Keterikatan seringkali menuntun seseorang tidak lagi menjadi pribadi yang merdeka dalam menjalani kehidupan, melainkan justru menghamba pada apa yang dianggapnya memberi nilai dan makna atas hidupnya. Hal itu bisa saja mewujud pada kekayaan, kekuasaan, jabatan, ketenaran, dan lain sebagainya. Padahal Tuhan menghendaki agar kita hanya terpaut pada-Nya saja dan fokus untuk melaksanakan perintah-Nya. Inilah cara pandang yang berpusat pada kekekalan.
Kisah yang kita perhatikan pada saat ini menampilkan seorang dewasa yang ingin memperoleh hidup kekal. Menurut pandangan Farisi, hidup kekal dapat diwarisi bila melakukan petunjuk-petunjuk hukum taurat dan adat istiadat. Petunjuk semacam itulah yang diharapkan oleh orang tersebut. Tuhan Yesus merespon dengan memberikan pertanyaan secara pribadi kepadanya tentang pelaksanaan hukum taurat yang sudah dilakukan. Melalui jawabannya, nampak ia orang yang baik karena sudah menuruti hukum taurat sejak masa mudanya.
Satu tuntunan lagi diberikan oleh Tuhan yakni petunjuk untuk menjadi pengikutnya, setelah ia menjual segala miliknya dan membagikan kepada orang-orang miskin. Jawaban yang diberikan Tuhan Yesus ini membuat orang tersebut bersedih. Sungguh amat disayangkan bahwa kewajiban keagamaan telah dikerjakannya, tetapi hatinya telah terpaut begitu dalam pada harta yang diperolehnya.

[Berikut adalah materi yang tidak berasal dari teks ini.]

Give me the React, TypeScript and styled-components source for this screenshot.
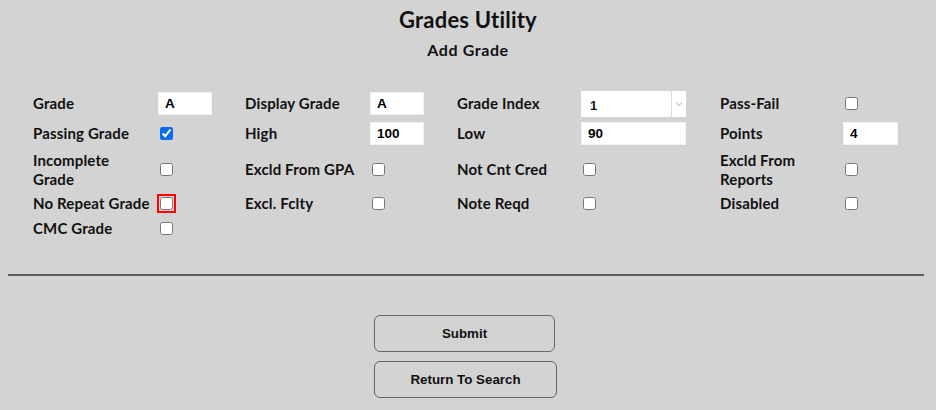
import React from "react";
import styled, { createGlobalStyle } from "styled-components";

const Global = createGlobalStyle`
  html, body { background: #d3d3d3; }
  body { margin: 8px; font-family: Lato, "Noto Sans", sans-serif; color: #111; }
`;

const Page = styled.div`
  display: flex;
  flex-direction: column;
  width: 920px;
`;

const Title = styled.h1`
  margin: 0;
  padding-top: 1px;
  text-align: center;
  font-size: 22px;
  line-height: 22px;
  font-weight: 700;
  letter-spacing: 0.2px;
`;

const Subtitle = styled.h2`
  margin: 10px 0 0;
  text-align: center;
  font-size: 16px;
  line-height: 18px;
  font-weight: 700;
  letter-spacing: 0.6px;
`;

const FormGrid = styled.div`
  display: grid;
  grid-template-columns: 125px 87px 125px 87px 124px 139px 123px 60px;
  grid-template-rows: 27px 25px 39px 21px 21px;
  row-gap: 4px;
  align-items: center;
  margin: 31px 0 0 25px;
`;

const Label = styled.span`
  font-size: 15px;
  line-height: 19px;
  font-weight: 700;
  letter-spacing: 0.15px;
`;

const Cell = styled.div`
  display: flex;
  align-items: center;
`;

const TextBox = styled.input<{ $w: number }>`
  box-sizing: border-box;
  width: ${(p) => p.$w}px;
  height: 23px;
  border: 1px solid #f2f2f2;
  background: #fff;
  padding: 0 0 0 6px;
  font-family: "Liberation Sans", Arial, sans-serif;
  font-size: 13.5px;
  font-weight: 700;
  color: #000;
  outline: none;
`;

const SelectWrap = styled.div`
  display: flex;
  width: 105px;
  height: 26px;
  background: #fff;
`;

const SelectValue = styled.div`
  flex: 1;
  display: flex;
  align-items: center;
  padding: 3px 0 0 9px;
  font-family: "Liberation Sans", Arial, sans-serif;
  font-size: 13px;
  font-weight: 700;
  border-right: 1px solid #dcdcdc;
`;

const Arrow = styled.div`
  width: 14px;
  display: flex;
  align-items: center;
  justify-content: center;
`;

const Check = styled.input.attrs({ type: "checkbox" })<{ $focus?: boolean }>`
  width: 13px;
  height: 13px;
  margin: 3px 3px 3px 2px;
  accent-color: #0b6cf0;
  ${(p) => (p.$focus ? "outline: 2px solid #ff0000; outline-offset: 1px;" : "")}
`;

const Rule = styled.hr`
  margin: 35px 4px 0 0;
  border: none;
  height: 2px;
  background: #5e5e5e;
`;

const Actions = styled.div`
  display: flex;
  flex-direction: column;
  align-items: flex-start;
  gap: 9px;
  margin: 39px 0 0 366px;
`;

const Button = styled.button<{ $w: number }>`
  width: ${(p) => p.$w}px;
  height: 37px;
  background: transparent;
  border: 1px solid #666;
  border-radius: 6px;
  font-family: "Liberation Sans", Arial, sans-serif;
  font-size: 13.33px;
  font-weight: 700;
  color: #111;
  padding: 0;
`;

const Chevron = () => (
  <svg width="8" height="6" viewBox="0 0 8 6">
    <path d="M1 1.5 L4 4.5 L7 1.5" fill="none" stroke="#aaa" strokeWidth="1" />
  </svg>
);

export default function App() {
  return (
    <Page>
      <Global />
      <Title>Grades Utility</Title>
      <Subtitle>Add Grade</Subtitle>
      <FormGrid>
        <Label>Grade</Label>
        <Cell><TextBox $w={54} defaultValue="A" /></Cell>
        <Label>Display Grade</Label>
        <Cell><TextBox $w={54} defaultValue="A" /></Cell>
        <Label>Grade Index</Label>
        <Cell>
          <SelectWrap>
            <SelectValue>1</SelectValue>
            <Arrow><Chevron /></Arrow>
          </SelectWrap>
        </Cell>
        <Label>Pass-Fail</Label>
        <Cell><Check /></Cell>

        <Label>Passing Grade</Label>
        <Cell><Check defaultChecked /></Cell>
        <Label>High</Label>
        <Cell><TextBox $w={54} defaultValue="100" /></Cell>
        <Label>Low</Label>
        <Cell><TextBox $w={105} defaultValue="90" /></Cell>
        <Label>Points</Label>
        <Cell><TextBox $w={55} defaultValue="4" /></Cell>

        <Label>Incomplete<br />Grade</Label>
        <Cell><Check /></Cell>
        <Label>Excld From GPA</Label>
        <Cell><Check /></Cell>
        <Label>Not Cnt Cred</Label>
        <Cell><Check /></Cell>
        <Label>Excld From<br />Reports</Label>
        <Cell><Check /></Cell>

        <Label>No Repeat Grade</Label>
        <Cell><Check $focus /></Cell>
        <Label>Excl. Fclty</Label>
        <Cell><Check /></Cell>
        <Label>Note Reqd</Label>
        <Cell><Check /></Cell>
        <Label>Disabled</Label>
        <Cell><Check /></Cell>

        <Label>CMC Grade</Label>
        <Cell><Check /></Cell>
      </FormGrid>
      <Rule />
      <Actions>
        <Button $w={181}>Submit</Button>
        <Button $w={183}>Return To Search</Button>
      </Actions>
    </Page>
  );
}
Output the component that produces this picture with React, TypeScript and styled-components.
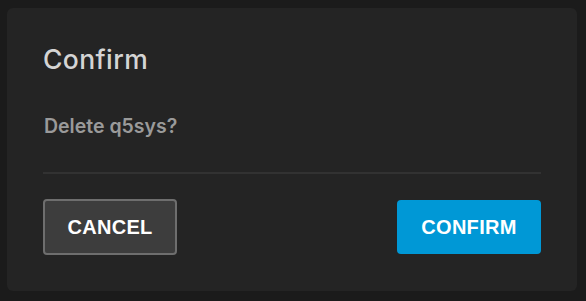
import React from 'react';
import styled, { createGlobalStyle } from 'styled-components';

const GlobalStyle = createGlobalStyle`
    html, body {
        margin: 0;
        padding: 0;
        background: #1b1b1b;
    }
    body {
        font-family: Inter, "Noto Sans", sans-serif;
    }
`

const Page = styled.div`
    width: 586px;
    height: 301px;
    padding: 8px 9px 10px 7px;
    box-sizing: border-box;
`

const Dialog = styled.div`
    width: 570px;
    height: 283px;
    box-sizing: border-box;
    background: #242424;
    border-radius: 6px;
    padding: 36px 36px 0 36px;
    display: flex;
    flex-direction: column;
`

const Title = styled.h2`
    margin: 0;
    font-size: 26.5px;
    line-height: 30px;
    font-weight: 500;
    color: #d4d4d4;
    letter-spacing: 0.4px;
`

const Message = styled.p`
    margin: 41px 0 0 1px;
    font-size: 19.5px;
    line-height: 22px;
    font-weight: 600;
    color: #9a9a9a;
`

const Divider = styled.hr`
    margin: 35px 0 0 0;
    border: none;
    height: 2px;
    background: #323232;
`

const Actions = styled.div`
    display: flex;
    justify-content: space-between;
    align-items: center;
    margin-top: 25px;
`

const Button = styled.button<{ $primary?: boolean }>`
    font-family: "Liberation Sans", Arial, sans-serif;
    font-size: 20px;
    font-weight: 700;
    letter-spacing: 0.3px;
    color: #ffffff;
    border-radius: 4px;
    cursor: pointer;
    box-sizing: border-box;
    width: ${p => p.$primary ? '144px' : '134px'};
    height: ${p => p.$primary ? '54px' : '56px'};
    background: ${p => p.$primary ? '#0098d6' : '#3d3d3d'};
    border: ${p => p.$primary ? 'none' : '2px solid #6e6e6e'};
`

export default function App() {
    return (
        <>
            <GlobalStyle />
            <Page>
                <Dialog>
                    <Title>Confirm</Title>
                    <Message>Delete q5sys?</Message>
                    <Divider />
                    <Actions>
                        <Button>CANCEL</Button>
                        <Button $primary>CONFIRM</Button>
                    </Actions>
                </Dialog>
            </Page>
        </>
    )
}
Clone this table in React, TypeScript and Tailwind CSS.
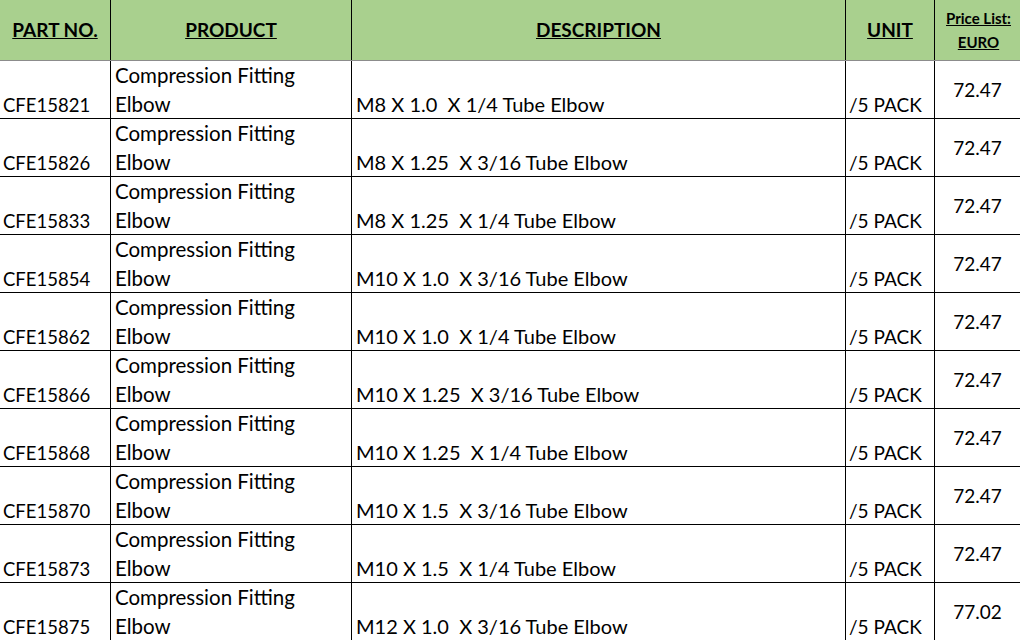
import React from "react";

const rows = [
  ["CFE15821", "M8 X 1.0  X 1/4 Tube Elbow", "72.47"],
  ["CFE15826", "M8 X 1.25  X 3/16 Tube Elbow", "72.47"],
  ["CFE15833", "M8 X 1.25  X 1/4 Tube Elbow", "72.47"],
  ["CFE15854", "M10 X 1.0  X 3/16 Tube Elbow", "72.47"],
  ["CFE15862", "M10 X 1.0  X 1/4 Tube Elbow", "72.47"],
  ["CFE15866", "M10 X 1.25  X 3/16 Tube Elbow", "72.47"],
  ["CFE15868", "M10 X 1.25  X 1/4 Tube Elbow", "72.47"],
  ["CFE15870", "M10 X 1.5  X 3/16 Tube Elbow", "72.47"],
  ["CFE15873", "M10 X 1.5  X 1/4 Tube Elbow", "72.47"],
  ["CFE15875", "M12 X 1.0  X 3/16 Tube Elbow", "77.02"],
];

const cols = "grid grid-cols-[111px_241px_494px_89px_1fr]";

export default function App() {
  return (
    <div
      className="w-[1020px] h-[640px] overflow-hidden bg-white text-black"
      style={{ fontFamily: "Lato, 'Open Sans', sans-serif" }}
    >
      <div className={`${cols} h-[61px] bg-[#a9d08e] border-b border-[#8c8c8c]`}>
        <div className="border-r border-black flex items-center justify-center font-bold underline text-[19px]">PART NO.</div>
        <div className="border-r border-black flex items-center justify-center font-bold underline text-[19px]">PRODUCT</div>
        <div className="border-r border-black flex items-center justify-center font-bold underline text-[19px]">DESCRIPTION</div>
        <div className="border-r border-black flex items-center justify-center font-bold underline text-[19px]">UNIT</div>
        <div className="flex flex-col items-center justify-center font-bold underline text-[15px] leading-[24px] pl-[2px]">
          <span>Price List:</span>
          <span>EURO</span>
        </div>
      </div>
      {rows.map(([part, desc, price]) => (
        <div key={part} className={`${cols} h-[58px] border-b border-black leading-[29px]`}>
          <div className="border-r border-black flex items-end pl-[3px] text-[18.5px]">{part}</div>
          <div className="border-r border-black flex flex-col justify-end pl-[4px] pb-[1px] text-[20.5px]">
            <span>Compression Fitting</span>
            <span>Elbow</span>
          </div>
          <div className="border-r border-black flex items-end pl-[4px] pb-[1px] whitespace-pre text-[20px]">{desc}</div>
          <div className="border-r border-black flex items-end pl-[3px] pb-[1px] text-[19px]">/5 PACK</div>
          <div className="flex items-center justify-center pb-[2px] text-[19px]">{price}</div>
        </div>
      ))}
    </div>
  );
}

Sahabat Alkitab, memiliki kekayaan, kekuasaan, jabatan, maupun ketenaran bukanlah hal yang salah. Namun saat kita menjadikan itu semua sebagai satu-satunya tujuan kita maka disitulah fokus hidup kita telah melenceng. Kerajaan Allah dan segala perwujudannya adalah satu-satunya fokus hidup kita. Mengasihi Allah dan sesama, hadir di tengah mereka yang membutuhkan, dan lain sebagainya. Itulah pola hidup yang mengarah pada kekekalan. Ingatlah bahwa semua yang kita miliki hanyalah sarana untuk melayani-Nya dan bukan tujuan pada dirinya sendiri.